DATASET CONTENT:
▬▬▬▬▬▬
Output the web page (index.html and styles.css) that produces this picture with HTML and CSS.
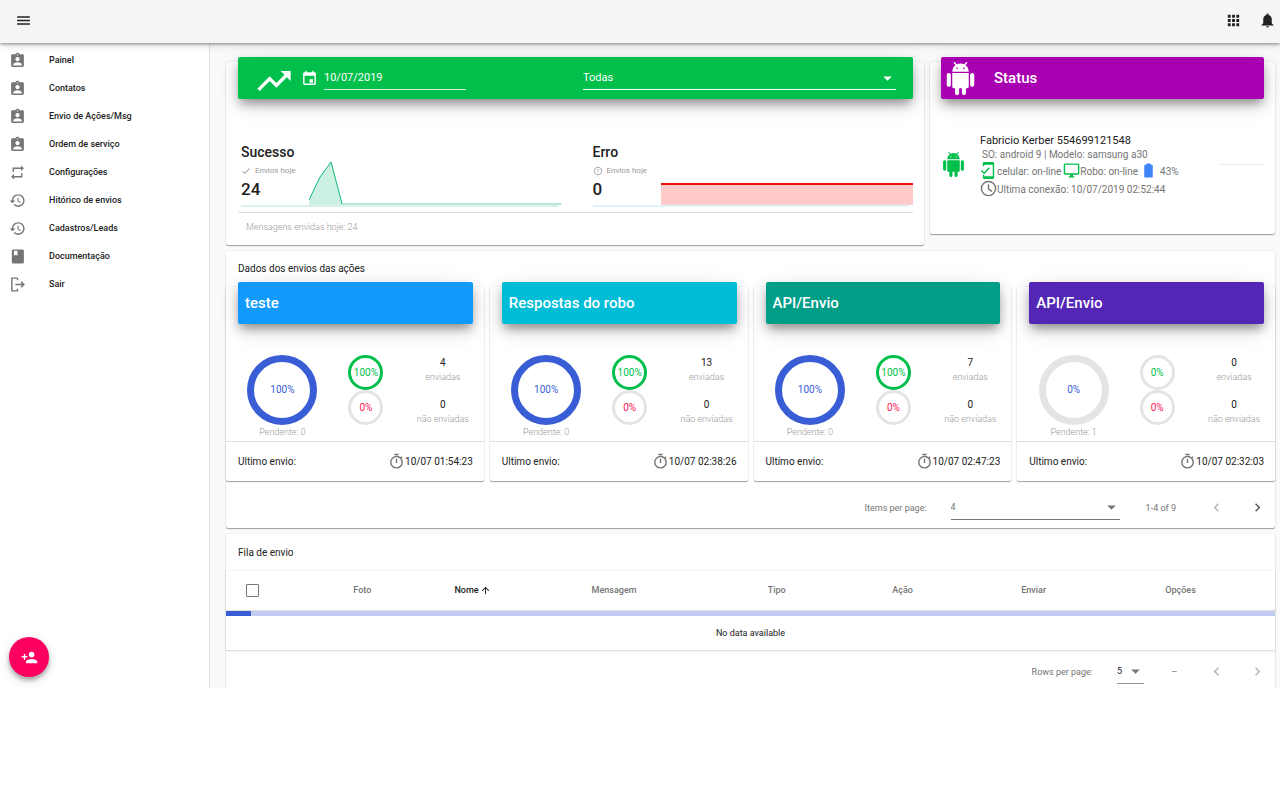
FILE: index.html
```html
<!DOCTYPE html>
<html lang="pt-BR">
<head>
<meta charset="utf-8">
<meta name="viewport" content="width=device-width, initial-scale=1">
<title>Painel</title>
<link rel="stylesheet" href="styles.css">
</head>
<body>
<svg class="sprite" aria-hidden="true">
  <symbol id="badge" viewBox="0 0 24 24"><path d="M19 3h-4.180C14.400 1.840 13.300 1 12 1c-1.300 0-2.400.84-2.820 2H5c-1.100 0-2 .9-2 2v14c0 1.100.9 2 2 2h14c1.100 0 2-.9 2-2V5c0-1.100-.9-2-2-2zm-7 0c.55 0 1 .45 1 1s-.45 1-1 1-1-.45-1-1 .45-1 1-1zm0 4c1.660 0 3 1.340 3 3s-1.340 3-3 3-3-1.340-3-3 1.340-3 3-3zm6 12H6v-1.400c0-2 4-3.100 6-3.100s6 1.100 6 3.100V19z"/></symbol>
  <symbol id="repeat" viewBox="0 0 24 24"><path d="M7 7h10v3l4-4-4-4v3H5v6h2V7zm10 10H7v-3l-4 4 4 4v-3h12v-6h-2v4z"/></symbol>
  <symbol id="history" viewBox="0 0 24 24"><path d="M13 3c-4.970 0-9 4.030-9 9H1l3.890 3.890.07.14L9 12H6c0-3.870 3.130-7 7-7s7 3.130 7 7-3.130 7-7 7c-1.930 0-3.680-.79-4.940-2.060l-1.420 1.420C8.270 19.990 10.510 21 13 21c4.970 0 9-4.030 9-9s-4.030-9-9-9zm-1 5v5l4.280 2.540.72-1.210-3.500-2.080V8H12z"/></symbol>
  <symbol id="book" viewBox="0 0 24 24"><path fill-rule="evenodd" d="M6 2h13a2 2 0 0 1 2 2v16a2 2 0 0 1-2 2H6a2 2 0 0 1-2-2V4a2 2 0 0 1 2-2zm1 2v7l2.500-1.500L12 11V4z"/></symbol>
  <symbol id="exit" viewBox="0 0 24 24"><path fill="none" stroke="currentColor" stroke-width="2" d="M12 3H4v18h8v-3M12 6V3M9 12h12M17 8l4 4-4 4"/></symbol>
  <symbol id="android" viewBox="0 0 24 24"><path d="M6 18c0 .55.45 1 1 1h1v3.500c0 .83.67 1.500 1.500 1.500s1.500-.67 1.500-1.500V19h2v3.500c0 .83.67 1.500 1.500 1.500s1.500-.67 1.500-1.500V19h1c.55 0 1-.45 1-1V8H6v10zM3.500 8C2.670 8 2 8.670 2 9.500v7c0 .83.67 1.500 1.500 1.500S5 17.330 5 16.500v-7C5 8.670 4.330 8 3.500 8zm17 0c-.83 0-1.500.67-1.500 1.500v7c0 .83.67 1.500 1.500 1.500s1.500-.67 1.500-1.500v-7c0-.83-.67-1.500-1.500-1.500zm-4.970-5.840l1.300-1.300c.2-.2.2-.51 0-.71-.2-.2-.51-.2-.71 0l-1.480 1.480C13.850 1.230 12.950 1 12 1c-.96 0-1.860.23-2.660.63L7.850.15c-.2-.2-.51-.2-.71 0-.2.2-.2.51 0 .71l1.310 1.310C6.970 3.260 6 5.010 6 7h12c0-1.990-.97-3.750-2.470-4.840zM10 5H9V4h1v1zm5 0h-1V4h1v1z"/></symbol>
  <symbol id="caret" viewBox="0 0 24 24"><path d="M6 9l6 6 6-6z"/></symbol>
  <symbol id="left" viewBox="0 0 24 24"><path d="M15.410 7.410L14 6l-6 6 6 6 1.410-1.410L10.830 12z"/></symbol>
  <symbol id="right" viewBox="0 0 24 24"><path d="M10 6L8.590 7.410 13.170 12l-4.580 4.590L10 18l6-6z"/></symbol>
  <symbol id="timer" viewBox="0 0 24 24"><path d="M15 1H9v2h6V1zm-4 13h2V8h-2v6zm8.030-6.610l1.420-1.420c-.43-.51-.9-.99-1.410-1.410l-1.420 1.420A8.960 8.960 0 0 0 12 4a9 9 0 1 0 9 9c0-2.120-.74-4.070-1.970-5.610zM12 20c-3.870 0-7-3.130-7-7s3.130-7 7-7 7 3.130 7 7-3.130 7-7 7z"/></symbol>
</svg>

<div class="app">
  <header class="topbar">
    <button class="icon-btn" aria-label="Menu"><svg class="icon" viewBox="0 0 24 24"><path d="M3 18h18v-2H3v2zm0-5h18v-2H3v2zm0-7v2h18V6H3z"/></svg></button>
    <div class="topbar-actions">
      <button class="icon-btn" aria-label="Aplicativos"><svg class="icon" viewBox="0 0 24 24"><path d="M4 8h4V4H4v4zm6 12h4v-4h-4v4zm-6 0h4v-4H4v4zm0-6h4v-4H4v4zm6 0h4v-4h-4v4zm6-10v4h4V4h-4zm-6 4h4V4h-4v4zm6 6h4v-4h-4v4zm0 6h4v-4h-4v4z"/></svg></button>
      <button class="icon-btn" aria-label="Notificações"><svg class="icon" viewBox="0 0 24 24"><path d="M14 20a2 2 0 0 1-4 0h4zM12 2c1 0 1.500.7 1.500 1.500v.8C16.300 5 18 7.500 18 10v6l3 3H3l3-3v-6c0-2.500 1.700-5 4.500-5.700v-.8C10.500 2.700 11 2 12 2z"/></svg></button>
    </div>
  </header>

  <div class="shell">
    <aside class="sidebar">
      <nav class="menu">
        <a href="#"><svg class="icon"><use href="#badge"/></svg>Painel</a>
        <a href="#"><svg class="icon"><use href="#badge"/></svg>Contatos</a>
        <a href="#"><svg class="icon"><use href="#badge"/></svg>Envio de Ações/Msg</a>
        <a href="#"><svg class="icon"><use href="#badge"/></svg>Ordem de serviço</a>
        <a href="#"><svg class="icon"><use href="#repeat"/></svg>Configurações</a>
        <a href="#"><svg class="icon"><use href="#history"/></svg>Hitórico de envios</a>
        <a href="#"><svg class="icon"><use href="#history"/></svg>Cadastros/Leads</a>
        <a href="#"><svg class="icon"><use href="#book"/></svg>Documentação</a>
        <a href="#"><svg class="icon"><use href="#exit"/></svg>Sair</a>
      </nav>
      <button class="fab" aria-label="Adicionar contato"><svg class="icon" viewBox="0 0 24 24"><path d="M15 12c2.210 0 4-1.790 4-4s-1.790-4-4-4-4 1.790-4 4 1.790 4 4 4zm-9-2V7H4v3H1v2h3v3h2v-3h3v-2H6zm9 4c-2.670 0-8 1.340-8 4v2h16v-2c0-2.660-5.330-4-8-4z"/></svg></button>
    </aside>

    <main class="content">
      <div class="top-row">
        <section class="card overview">
          <div class="banner green">
            <svg class="trend" viewBox="0 0 24 24"><path d="M16 6l2.290 2.290-4.880 4.880-4-4L2 16.590 3.410 18l6-6 4 4 6.300-6.290L22 12V6z"/></svg>
            <label class="date-field">
              <svg class="icon" viewBox="0 0 24 24"><path d="M19 3h-1V1h-2v2H8V1H6v2H5c-1.110 0-2 .9-2 2v14c0 1.100.89 2 2 2h14c1.100 0 2-.9 2-2V5c0-1.100-.9-2-2-2zm0 16H5V8h14v11zm-7-6h5v5h-5z"/></svg>
              <input type="text" value="10/07/2019" aria-label="Data">
            </label>
            <span class="select wide">
              <select aria-label="Ação"><option>Todas</option></select>
              <svg class="icon"><use href="#caret"/></svg>
            </span>
          </div>
          <div class="stats">
            <div class="stat">
              <div class="stat-main">
                <div class="stat-text">
                  <h2>Sucesso</h2>
                  <p><svg class="tiny" viewBox="0 0 24 24"><path d="M9 16.170L4.830 12l-1.420 1.410L9 19 21 7l-1.410-1.410z"/></svg>Envios hoje</p>
                  <strong>24</strong>
                </div>
                <svg class="chart" viewBox="0 0 252 44" preserveAspectRatio="none">
                  <path class="area-ok" d="M0 39L11 16 22 1 33 43V44H0z"/>
                  <path class="line-ok" d="M0 39L11 16 22 1 33 43"/>
                  <path class="line-flat" d="M33 43H252"/>
                </svg>
              </div>
              <div class="base ok"></div>
            </div>
            <div class="stat">
              <div class="stat-main">
                <div class="stat-text">
                  <h2>Erro</h2>
                  <p><svg class="tiny" viewBox="0 0 24 24"><path fill="none" stroke="currentColor" stroke-width="2" d="M12 3a9 9 0 1 0 0 18a9 9 0 1 0 0-18M12 7v6M12 15v2"/></svg>Envios hoje</p>
                  <strong>0</strong>
                </div>
                <svg class="chart" viewBox="0 0 252 44" preserveAspectRatio="none">
                  <path class="area-err" d="M0 23H252V44H0z"/>
                  <path class="line-err" d="M0 23H252"/>
                </svg>
              </div>
              <div class="base err"></div>
            </div>
          </div>
          <footer class="overview-foot">Mensagens envidas hoje: 24</footer>
        </section>

        <section class="card status">
          <div class="banner purple"><svg class="droid-lg"><use href="#android"/></svg><h2>Status</h2></div>
          <div class="device">
            <svg class="droid"><use href="#android"/></svg>
            <div class="device-info">
              <h3>Fabricio Kerber 554699121548</h3>
              <p>SO: android 9 | Modelo: samsung a30</p>
              <p class="with-icons">
                <svg class="state" viewBox="0 0 24 24"><path d="M18 0H6C4.900 0 4 .9 4 2v4h2V4h12v16H6v-2H4v4c0 1.100.9 2 2 2h12c1.100 0 2-.9 2-2V2c0-1.100-.9-2-2-2z"/><path fill="none" stroke="currentColor" stroke-width="2" d="M2 12l4 4 7-8"/></svg><span>celular: on-line</span>
                <svg class="state" viewBox="0 0 24 24"><path d="M21 2H3a2 2 0 0 0-2 2v12c0 1.100.9 2 2 2h7v2H8v2h8v-2h-2v-2h7a2 2 0 0 0 2-2V4a2 2 0 0 0-2-2zm0 14H3V4h18v12z"/></svg><span>Robo: on-line</span>
                <svg class="battery" viewBox="0 0 24 24"><path d="M16.700 4H15V2H9v2H7.300C6.600 4 6 4.600 6 5.300v15.400c0 .7.6 1.300 1.300 1.300h9.400c.7 0 1.300-.6 1.300-1.300V5.300c0-.7-.6-1.300-1.300-1.300z"/></svg><span>43%</span>
              </p>
              <p class="with-icons"><svg class="clock" viewBox="0 0 24 24"><path fill="none" stroke="currentColor" stroke-width="2" d="M12 2a10 10 0 1 0 0 20a10 10 0 1 0 0-20M12 6v7l5 3"/></svg><span>Ultima conexão: 10/07/2019 02:52:44</span></p>
            </div>
            <hr class="device-line">
          </div>
        </section>
      </div>

      <section class="card panel">
        <h3 class="panel-title">Dados dos envios das ações</h3>
        <div class="actions">
          <article class="card action">
            <div class="banner blue"><h2>teste</h2></div>
            <div class="figures">
              <div class="total"><div class="ring big on">100%</div><small>Pendente: 0</small></div>
              <div class="pair"><div class="ring sent on">100%</div><div class="ring failed">0%</div></div>
              <dl><dd>4</dd><dt>enviadas</dt><dd>0</dd><dt>não enviadas</dt></dl>
            </div>
            <footer><span>Ultimo envio:</span><time><svg class="icon"><use href="#timer"/></svg>10/07 01:54:23</time></footer>
          </article>
          <article class="card action">
            <div class="banner cyan"><h2>Respostas do robo</h2></div>
            <div class="figures">
              <div class="total"><div class="ring big on">100%</div><small>Pendente: 0</small></div>
              <div class="pair"><div class="ring sent on">100%</div><div class="ring failed">0%</div></div>
              <dl><dd>13</dd><dt>enviadas</dt><dd>0</dd><dt>não enviadas</dt></dl>
            </div>
            <footer><span>Ultimo envio:</span><time><svg class="icon"><use href="#timer"/></svg>10/07 02:38:26</time></footer>
          </article>
          <article class="card action">
            <div class="banner teal"><h2>API/Envio</h2></div>
            <div class="figures">
              <div class="total"><div class="ring big on">100%</div><small>Pendente: 0</small></div>
              <div class="pair"><div class="ring sent on">100%</div><div class="ring failed">0%</div></div>
              <dl><dd>7</dd><dt>enviadas</dt><dd>0</dd><dt>não enviadas</dt></dl>
            </div>
            <footer><span>Ultimo envio:</span><time><svg class="icon"><use href="#timer"/></svg>10/07 02:47:23</time></footer>
          </article>
          <article class="card action">
            <div class="banner violet"><h2>API/Envio</h2></div>
            <div class="figures">
              <div class="total"><div class="ring big">0%</div><small>Pendente: 1</small></div>
              <div class="pair"><div class="ring sent">0%</div><div class="ring failed">0%</div></div>
              <dl><dd>0</dd><dt>enviadas</dt><dd>0</dd><dt>não enviadas</dt></dl>
            </div>
            <footer><span>Ultimo envio:</span><time><svg class="icon"><use href="#timer"/></svg>10/07 02:32:03</time></footer>
          </article>
        </div>
        <div class="pager">
          <label for="items">Items per page:</label>
          <span class="select items"><select id="items"><option>4</option></select><svg class="icon"><use href="#caret"/></svg></span>
          <span class="range">1-4 of 9</span>
          <button class="icon-btn off" aria-label="Anterior" disabled><svg class="icon"><use href="#left"/></svg></button>
          <button class="icon-btn" aria-label="Próxima"><svg class="icon"><use href="#right"/></svg></button>
        </div>
      </section>

      <section class="card queue">
        <h3 class="queue-title">Fila de envio</h3>
        <table>
          <colgroup><col class="c-check"><col class="c-photo"><col class="c-name"><col class="c-msg"><col class="c-type"><col class="c-action"><col class="c-send"><col class="c-opt"></colgroup>
          <thead>
            <tr>
              <th><input type="checkbox" aria-label="Selecionar todos"></th>
              <th>Foto</th>
              <th class="sorted"><span>Nome <svg viewBox="0 0 24 24"><path d="M4 12l1.410 1.410L11 7.830V20h2V7.830l5.580 5.590L20 12l-8-8z"/></svg></span></th>
              <th>Mensagem</th><th>Tipo</th><th>Ação</th><th>Enviar</th><th>Opções</th>
            </tr>
            <tr class="loading"><th colspan="8"><div class="track"><div class="bar"></div></div></th></tr>
          </thead>
          <tbody><tr><td colspan="8">No data available</td></tr></tbody>
        </table>
        <div class="pager rows-pager">
          <label for="rows">Rows per page:</label>
          <span class="select rows"><select id="rows"><option>5</option></select><svg class="icon"><use href="#caret"/></svg></span>
          <span class="range">–</span>
          <button class="icon-btn off" aria-label="Página anterior" disabled><svg class="icon"><use href="#left"/></svg></button>
          <button class="icon-btn off" aria-label="Próxima página" disabled><svg class="icon"><use href="#right"/></svg></button>
        </div>
      </section>
    </main>
  </div>
</div>
</body>
</html>
```

FILE: styles.css
```css
* { box-sizing: border-box; }
body { margin: 0; background: #fff; color: #212121; font: 10px/14px Roboto, sans-serif; }
h2, h3, p, dl, dd { margin: 0; }
button, input, select { font: inherit; color: inherit; border: 0; padding: 0; margin: 0; background: none; border-radius: 0; }
svg { fill: currentColor; flex: none; }
.sprite { position: absolute; width: 0; height: 0; }
.icon { display: block; width: 17px; height: 17px; }
.icon-btn { display: grid; place-items: center; }

.app { height: 86vh; display: flex; flex-direction: column; overflow: hidden; background: #fafafa; }
.topbar { flex: none; display: flex; justify-content: space-between; align-items: center; height: 43px; padding: 0 4px 3px 15px; background: #f5f5f5; box-shadow: 0 1px 3px rgba(0,0,0,.4), 0 3px 7px rgba(0,0,0,.12); position: relative; z-index: 2; }
.topbar-actions { display: flex; gap: 17px; }
.shell { flex: 1; min-height: 0; display: flex; }

.sidebar { position: relative; flex: none; width: 210px; background: #fff; border-right: 1px solid #e4e4e4; }
.menu { padding-top: 3px; }
.menu a { display: flex; align-items: center; gap: 23px; height: 28px; padding-left: 9px; font-size: 9px; font-weight: 500; color: #1d1d1d; text-decoration: none; }
.menu .icon { color: #757575; }
.fab { position: absolute; left: 9px; bottom: 11px; width: 40px; height: 40px; border-radius: 50%; display: grid; place-items: center; background: #fc0060; color: #fff; box-shadow: 0 3px 4px rgba(0,0,0,.3), 0 4px 12px rgba(0,0,0,.12); }

.content { flex: 1; min-width: 0; padding: 19px 5px 0 16px; display: flex; flex-direction: column; gap: 6px; }
.card { background: #fff; border-radius: 2px; box-shadow: 0 1px 1px rgba(0,0,0,.35), 0 0 2px rgba(0,0,0,.12); }
.top-row { display: grid; grid-template-columns: 698fr 345fr; gap: 6px; align-items: start; }
.overview { padding: 0 11px 0 12px; height: 183px; }
.status { padding: 0 11px; height: 172px; }

.banner { display: flex; align-items: center; height: 42px; margin-top: -5px; padding: 0 7px; border-radius: 2px; color: #fff; box-shadow: 0 6px 10px -2px rgba(0,0,0,.4), 0 6px 22px rgba(0,0,0,.14); }
.banner h2 { font-size: 15px; line-height: 20px; font-weight: 500; }
.green { background: #00bf4a; padding: 0 17px 0 16px; }
.purple { background: #a800b0; padding-left: 3px; gap: 17px; }
.blue { background: #1199fb; }
.cyan { background: #00bdd7; }
.teal { background: #009d87; }
.violet { background: #5326b5; }
.trend { width: 40px; height: 40px; margin-top: 5px; }
.date-field { display: flex; align-items: center; gap: 6px; margin-left: 7px; }
.date-field input { width: 142px; height: 24px; border-bottom: 1px solid #d9f5e4; font-size: 11px; }
.select { display: grid; align-items: center; }
.select > * { grid-area: 1 / 1; }
.select select { appearance: none; width: 100%; height: 24px; border-bottom: 1px solid currentColor; outline: 0; }
.select .icon { justify-self: end; pointer-events: none; }
.wide { flex: 1; margin-left: 117px; }
.wide select { font-size: 11px; }

.stats { display: grid; grid-template-columns: 1fr 1fr; gap: 31px; padding: 43px 0 5px 3px; border-bottom: 1px solid #dedede; }
.stat-main { display: grid; grid-template-columns: 68px 1fr; align-items: end; height: 63px; }
.stat-text { height: 63px; }
.stat h2 { font-size: 14px; line-height: 20px; font-weight: 500; }
.stat p { display: flex; align-items: center; gap: 4px; margin: 3px 0 2px; font-size: 8px; line-height: 12px; color: #999; white-space: nowrap; }
.stat strong { display: block; font-size: 17px; line-height: 20px; font-weight: 500; }
.tiny { width: 10px; height: 10px; }
.chart { display: block; width: 100%; height: 44px; }
.chart path { vector-effect: non-scaling-stroke; fill: none; }
.chart .area-ok { fill: #ccf0e1; }
.chart .line-ok { stroke: #10b878; }
.chart .line-flat { stroke: #70d4ae; }
.chart .area-err { fill: #ffcaca; }
.chart .line-err { stroke: #f01010; stroke-width: 2; }
.base { height: 2px; margin-right: 4px; }
.base.ok { background: #d6f4e8; }
.base.err { background: #def3fc; }
.overview-foot { padding: 7px 8px; font-size: 9px; font-weight: 300; color: #999; }

.droid-lg { width: 33px; height: 33px; }
.device { display: flex; align-items: center; padding-top: 35px; }
.droid { width: 25px; height: 25px; margin-bottom: 4px; color: #00bf4a; }
.device-info { flex: 1; margin-left: 14px; white-space: nowrap; }
.device-info h3 { font-size: 11px; line-height: 14px; font-weight: 400; }
.device-info p { padding-left: 2px; color: #757575; }
.device-info .with-icons { display: flex; align-items: center; height: 18px; padding: 2px 0 0; }
.state { width: 17px; height: 17px; color: #00bf4a; margin-top: -4px; }
.state + span { margin-right: 2px; }
.clock { width: 17px; height: 17px; margin-top: -4px; }
.battery { width: 17px; height: 17px; color: #3f83f8; margin: -4px 3px 0 0; }
.device-line { width: 44px; height: 1px; margin: 0 0 4px; border: 0; background: #ececec; }

.panel-title, .queue-title { font-size: 10px; font-weight: 400; }
.panel-title { padding: 11px 12px; }
.actions { display: grid; grid-template-columns: repeat(4, 1fr); gap: 6px; }
.action .banner { margin: -5px 11px 0 12px; }
.figures { display: grid; grid-template-columns: 89fr 78fr 76fr; padding: 31px 3px 2px 12px; height: 118px; border-bottom: 1px solid #dedede; }
.total, .pair { display: flex; flex-direction: column; align-items: center; }
.total small, dt { font-size: 9px; line-height: 14px; font-weight: 300; color: #999; white-space: nowrap; }
.ring { display: grid; place-items: center; border-radius: 50%; border: 3px solid #e4e4e4; width: 35px; height: 35px; }
.big { width: 70px; height: 70px; border-width: 7px; color: #395dd5; }
.big.on { border-color: #395dd5; }
.sent { color: #00bf4a; }
.sent.on { border-color: #00bf4a; }
.failed { color: #fb1450; }
dl { text-align: center; padding-top: 1px; }
dd { line-height: 14px; }
dt { height: 28px; }
.action footer { display: flex; justify-content: space-between; align-items: center; height: 39px; padding: 0 11px 0 12px; }
.action time { display: flex; align-items: center; }
.action time .icon { color: #757575; }

.pager { display: flex; align-items: center; justify-content: flex-end; height: 47px; padding: 6px 9px 0 0; font-size: 9px; color: #757575; }
.pager .items { width: 169px; margin: 0 26px 0 24px; }
.pager .range { min-width: 29px; margin-right: 32px; text-align: center; }
.pager .icon-btn + .icon-btn { margin-left: 24px; color: #555; }
.pager .off, .pager .icon-btn + .off { color: #b3b3b3; }

.queue-title { padding: 12px 12px 11px; }
table { width: 100%; border-collapse: collapse; table-layout: fixed; box-shadow: 0 0 2px rgba(0,0,0,.12); }
.c-check { width: 5%; } .c-photo { width: 16%; } .c-name { width: 5%; } .c-msg { width: 22%; }
.c-type { width: 9%; } .c-action { width: 15%; } .c-send { width: 10%; } .c-opt { width: 18%; }
th { height: 39px; padding: 0; font-size: 9px; font-weight: 500; color: #757575; text-align: center; }
.sorted { color: #1d1d1d; white-space: nowrap; }
.sorted span { display: flex; align-items: center; justify-content: center; gap: 1px; }
.sorted svg { width: 11px; height: 11px; }
th input { appearance: none; display: block; width: 13px; height: 13px; margin: 0 auto; border: 1px solid #757575; border-radius: 1px; }
.loading th { height: auto; border-top: 1px solid #dedede; }
.track { height: 5px; background: #c3cdf2; }
.bar { width: 25px; height: 5px; background: #395dd5; }
td { height: 35px; padding: 0; font-size: 9px; text-align: center; border-bottom: 1px solid #dedede; }
.rows-pager { height: 41px; padding-top: 0; }
.pager .rows { width: 27px; margin: 0 16px 0 24px; }
.pager .rows + .range { margin-right: 19px; }
.rows select { color: #1d1d1d; border-bottom-color: #949494; }
```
▬▬▬▬▬▬
WORK INSTRUCTIONS: For each line in the data above that contains the string "with", extract the line.

RESULT OF THE EXERCISE:
Output the web page (index.html and styles.css) that produces this picture with HTML and CSS.
              <p class="with-icons">
              <p class="with-icons"><svg class="clock" viewBox="0 0 24 24"><path fill="none" stroke="currentColor" stroke-width="2" d="M12 2a10 10 0 1 0 0 20a10 10 0 1 0 0-20M12 6v7l5 3"/></svg><span>Ultima conexão: 10/07/2019 02:52:44</span></p>
.device-info .with-icons { display: flex; align-items: center; height: 18px; padding: 2px 0 0; }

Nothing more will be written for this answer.